BEGIN Supplied data

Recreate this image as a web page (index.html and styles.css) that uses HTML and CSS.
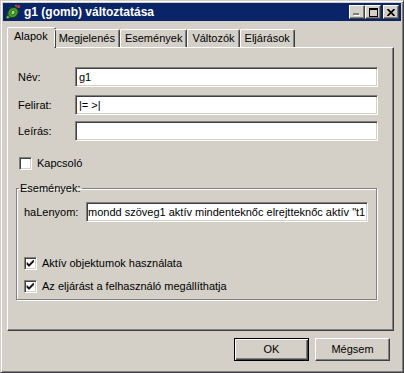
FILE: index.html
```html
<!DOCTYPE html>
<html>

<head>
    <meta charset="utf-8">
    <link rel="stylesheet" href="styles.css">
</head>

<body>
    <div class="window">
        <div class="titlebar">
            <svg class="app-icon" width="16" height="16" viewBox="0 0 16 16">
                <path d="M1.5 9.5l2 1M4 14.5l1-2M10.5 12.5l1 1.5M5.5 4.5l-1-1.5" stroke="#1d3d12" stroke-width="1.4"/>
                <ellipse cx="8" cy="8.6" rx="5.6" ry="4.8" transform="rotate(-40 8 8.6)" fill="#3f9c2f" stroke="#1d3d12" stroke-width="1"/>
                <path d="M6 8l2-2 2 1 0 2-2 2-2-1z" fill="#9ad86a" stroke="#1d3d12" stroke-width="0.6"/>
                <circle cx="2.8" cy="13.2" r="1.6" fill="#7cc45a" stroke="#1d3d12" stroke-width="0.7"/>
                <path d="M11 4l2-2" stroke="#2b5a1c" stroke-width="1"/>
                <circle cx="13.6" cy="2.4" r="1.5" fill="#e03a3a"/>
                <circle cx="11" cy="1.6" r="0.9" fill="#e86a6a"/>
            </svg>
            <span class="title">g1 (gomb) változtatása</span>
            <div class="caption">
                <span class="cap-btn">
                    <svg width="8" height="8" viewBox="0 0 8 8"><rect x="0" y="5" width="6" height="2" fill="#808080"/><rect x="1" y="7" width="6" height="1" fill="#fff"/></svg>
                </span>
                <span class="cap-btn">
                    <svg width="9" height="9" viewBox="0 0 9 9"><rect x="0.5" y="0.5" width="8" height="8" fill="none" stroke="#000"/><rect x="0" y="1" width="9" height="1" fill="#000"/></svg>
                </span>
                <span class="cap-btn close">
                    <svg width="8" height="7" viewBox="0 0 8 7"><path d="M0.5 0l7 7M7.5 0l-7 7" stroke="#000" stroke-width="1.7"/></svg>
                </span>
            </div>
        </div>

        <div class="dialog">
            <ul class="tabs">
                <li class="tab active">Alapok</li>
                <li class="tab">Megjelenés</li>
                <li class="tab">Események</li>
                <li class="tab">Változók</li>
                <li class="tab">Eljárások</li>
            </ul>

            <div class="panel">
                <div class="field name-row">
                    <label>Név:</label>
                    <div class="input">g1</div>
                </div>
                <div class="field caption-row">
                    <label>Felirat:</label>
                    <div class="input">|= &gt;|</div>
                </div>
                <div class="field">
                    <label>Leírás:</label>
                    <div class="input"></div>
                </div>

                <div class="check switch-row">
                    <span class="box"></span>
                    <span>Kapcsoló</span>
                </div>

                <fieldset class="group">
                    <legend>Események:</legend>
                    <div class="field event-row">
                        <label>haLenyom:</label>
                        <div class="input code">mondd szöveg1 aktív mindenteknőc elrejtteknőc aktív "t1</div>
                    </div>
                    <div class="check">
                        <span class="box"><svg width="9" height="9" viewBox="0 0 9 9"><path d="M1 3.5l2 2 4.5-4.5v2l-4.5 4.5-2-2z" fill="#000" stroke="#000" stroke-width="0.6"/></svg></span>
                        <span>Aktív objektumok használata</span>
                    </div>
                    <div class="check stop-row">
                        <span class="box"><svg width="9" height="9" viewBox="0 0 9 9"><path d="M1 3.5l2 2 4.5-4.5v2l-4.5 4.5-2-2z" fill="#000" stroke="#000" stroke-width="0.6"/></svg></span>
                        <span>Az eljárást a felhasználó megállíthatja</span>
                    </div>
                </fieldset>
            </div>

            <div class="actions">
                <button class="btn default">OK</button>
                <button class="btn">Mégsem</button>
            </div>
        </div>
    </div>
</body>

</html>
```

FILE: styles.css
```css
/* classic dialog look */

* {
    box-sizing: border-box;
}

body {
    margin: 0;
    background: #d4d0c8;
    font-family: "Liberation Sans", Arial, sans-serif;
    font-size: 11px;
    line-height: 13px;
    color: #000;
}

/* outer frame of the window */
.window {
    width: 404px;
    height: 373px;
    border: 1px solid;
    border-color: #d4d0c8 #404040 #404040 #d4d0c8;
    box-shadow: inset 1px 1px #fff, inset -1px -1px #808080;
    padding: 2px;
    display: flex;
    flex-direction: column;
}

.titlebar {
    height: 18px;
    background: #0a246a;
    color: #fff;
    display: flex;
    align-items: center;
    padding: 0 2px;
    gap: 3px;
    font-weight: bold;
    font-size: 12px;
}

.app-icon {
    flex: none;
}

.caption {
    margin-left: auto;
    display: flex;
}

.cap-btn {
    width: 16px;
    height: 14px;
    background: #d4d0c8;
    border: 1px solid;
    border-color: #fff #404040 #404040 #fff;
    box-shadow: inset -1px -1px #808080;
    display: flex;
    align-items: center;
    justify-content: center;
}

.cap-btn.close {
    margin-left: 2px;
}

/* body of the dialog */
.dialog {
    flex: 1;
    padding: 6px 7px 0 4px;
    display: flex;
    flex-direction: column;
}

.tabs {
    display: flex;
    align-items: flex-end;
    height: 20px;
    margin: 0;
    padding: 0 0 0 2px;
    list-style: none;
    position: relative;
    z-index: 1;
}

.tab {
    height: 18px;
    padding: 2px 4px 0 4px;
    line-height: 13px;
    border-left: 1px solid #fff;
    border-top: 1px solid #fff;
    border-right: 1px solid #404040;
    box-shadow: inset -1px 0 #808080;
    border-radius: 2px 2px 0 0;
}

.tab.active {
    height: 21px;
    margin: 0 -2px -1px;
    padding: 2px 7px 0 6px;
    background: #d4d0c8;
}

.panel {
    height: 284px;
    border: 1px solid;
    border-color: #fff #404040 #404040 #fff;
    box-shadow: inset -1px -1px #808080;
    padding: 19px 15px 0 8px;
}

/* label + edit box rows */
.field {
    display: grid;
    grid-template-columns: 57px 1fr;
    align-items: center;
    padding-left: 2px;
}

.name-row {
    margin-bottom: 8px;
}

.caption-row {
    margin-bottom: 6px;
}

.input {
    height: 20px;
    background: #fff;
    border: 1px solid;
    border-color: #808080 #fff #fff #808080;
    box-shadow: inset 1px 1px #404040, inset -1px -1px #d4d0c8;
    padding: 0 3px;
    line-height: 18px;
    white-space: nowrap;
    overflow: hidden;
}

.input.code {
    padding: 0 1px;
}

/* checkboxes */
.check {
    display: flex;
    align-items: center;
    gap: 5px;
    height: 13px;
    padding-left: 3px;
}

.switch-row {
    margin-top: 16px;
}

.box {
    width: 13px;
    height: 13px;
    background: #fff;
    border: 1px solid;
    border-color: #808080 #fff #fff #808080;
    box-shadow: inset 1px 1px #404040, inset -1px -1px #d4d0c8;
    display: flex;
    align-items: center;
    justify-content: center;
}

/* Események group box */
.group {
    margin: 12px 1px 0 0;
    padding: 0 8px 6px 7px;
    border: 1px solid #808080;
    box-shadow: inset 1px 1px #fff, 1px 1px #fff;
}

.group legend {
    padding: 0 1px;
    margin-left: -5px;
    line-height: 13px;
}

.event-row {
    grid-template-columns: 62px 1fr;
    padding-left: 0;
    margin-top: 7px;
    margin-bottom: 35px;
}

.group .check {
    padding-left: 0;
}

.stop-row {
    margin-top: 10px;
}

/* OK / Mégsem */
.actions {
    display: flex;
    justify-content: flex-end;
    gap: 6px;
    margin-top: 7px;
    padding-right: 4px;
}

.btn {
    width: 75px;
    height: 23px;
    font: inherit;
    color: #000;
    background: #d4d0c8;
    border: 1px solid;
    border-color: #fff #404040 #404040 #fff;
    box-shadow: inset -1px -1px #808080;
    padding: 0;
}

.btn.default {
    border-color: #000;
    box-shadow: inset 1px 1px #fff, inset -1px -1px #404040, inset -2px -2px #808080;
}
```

END Supplied data

_Requirement:_
Which lines include the word "index"? List them all.

_Full answer:_
Recreate this image as a web page (index.html and styles.css) that uses HTML and CSS.
FILE: index.html
    z-index: 1;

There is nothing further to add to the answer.